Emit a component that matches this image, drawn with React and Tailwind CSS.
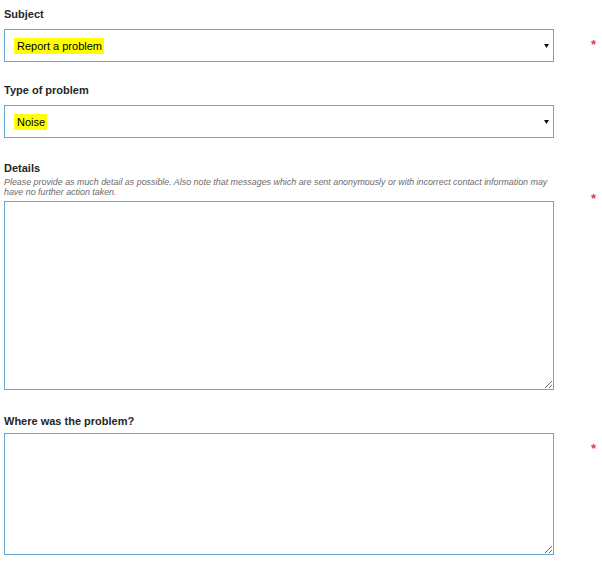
import React from 'react'

const font = { fontFamily: '"Liberation Sans", Arial, sans-serif' }

function Label({ children, className = '' }) {
  return <div className={`h-[13px] text-[11px] leading-[13px] font-bold text-[#262626] ${className}`}>{children}</div>
}

function Star({ className = '' }) {
  return <span className={`ml-[37px] h-[12px] text-[13px] font-bold leading-[12px] text-[#e23b4e] ${className}`}>*</span>
}

function Select({ value }) {
  return (
    <div className="flex h-[33px] w-[550px] items-center justify-between border border-[#68a7cb] bg-white pl-[9px] pr-[4px]">
      <span className="bg-[#ffff00] py-[2px] pl-[3px] pr-[2px] text-[11px] leading-[12px] text-black">{value}</span>
      <svg width="5" height="4" viewBox="0 0 5 4"><polygon points="0,0 5,0 2.5,4" fill="#111" /></svg>
    </div>
  )
}

export default function App() {
  return (
    <div className="min-h-[565px] w-[602px] bg-white pl-[4px] pt-[8px]" style={font}>
      <Label>Subject</Label>
      <div className="mt-[8px] flex">
        <Select value="Report a problem" />
        <Star className="mt-[10px]" />
      </div>

      <Label className="mt-[22px]">Type of problem</Label>
      <div className="mt-[8px] flex">
        <Select value="Noise" />
      </div>

      <Label className="mt-[24px]">Details</Label>
      <div className="flex">
        <div className="w-[550px]">
          <p className="mt-[2px] pr-[2px] text-[8.9px] italic leading-[10px] text-[#6b6b6b]">
            Please provide as much detail as possible. Also note that messages which are sent anonymously or with incorrect contact information may have no further action taken.
          </p>
          <textarea readOnly className="mt-[4px] block h-[189px] w-[550px] border border-[#68a7cb] bg-white outline-none" />
        </div>
        <Star className="mt-[18px]" />
      </div>

      <Label className="mt-[25px]">Where was the problem?</Label>
      <div className="mt-[5px] flex">
        <textarea readOnly className="block h-[122px] w-[550px] border border-[#68a7cb] bg-white outline-none" />
        <Star className="mt-[10px]" />
      </div>
    </div>
  )
}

**********

● Stated goal: From the data above, write out everything exactly except the pictures.

● Task output:
Emit a component that matches this image, drawn with React and Tailwind CSS.
import React from 'react'

const font = { fontFamily: '"Liberation Sans", Arial, sans-serif' }

function Label({ children, className = '' }) {
  return <div className={`h-[13px] text-[11px] leading-[13px] font-bold text-[#262626] ${className}`}>{children}</div>
}

function Star({ className = '' }) {
  return <span className={`ml-[37px] h-[12px] text-[13px] font-bold leading-[12px] text-[#e23b4e] ${className}`}>*</span>
}

function Select({ value }) {
  return (
    <div className="flex h-[33px] w-[550px] items-center justify-between border border-[#68a7cb] bg-white pl-[9px] pr-[4px]">
      <span className="bg-[#ffff00] py-[2px] pl-[3px] pr-[2px] text-[11px] leading-[12px] text-black">{value}</span>
      <svg width="5" height="4" viewBox="0 0 5 4"><polygon points="0,0 5,0 2.5,4" fill="#111" /></svg>
    </div>
  )
}

export default function App() {
  return (
    <div className="min-h-[565px] w-[602px] bg-white pl-[4px] pt-[8px]" style={font}>
      <Label>Subject</Label>
      <div className="mt-[8px] flex">
        <Select value="Report a problem" />
        <Star className="mt-[10px]" />
      </div>

      <Label className="mt-[22px]">Type of problem</Label>
      <div className="mt-[8px] flex">
        <Select value="Noise" />
      </div>

      <Label className="mt-[24px]">Details</Label>
      <div className="flex">
        <div className="w-[550px]">
          <p className="mt-[2px] pr-[2px] text-[8.9px] italic leading-[10px] text-[#6b6b6b]">
            Please provide as much detail as possible. Also note that messages which are sent anonymously or with incorrect contact information may have no further action taken.
          </p>
          <textarea readOnly className="mt-[4px] block h-[189px] w-[550px] border border-[#68a7cb] bg-white outline-none" />
        </div>
        <Star className="mt-[18px]" />
      </div>

      <Label className="mt-[25px]">Where was the problem?</Label>
      <div className="mt-[5px] flex">
        <textarea readOnly className="block h-[122px] w-[550px] border border-[#68a7cb] bg-white outline-none" />
        <Star className="mt-[10px]" />
      </div>
    </div>
  )
}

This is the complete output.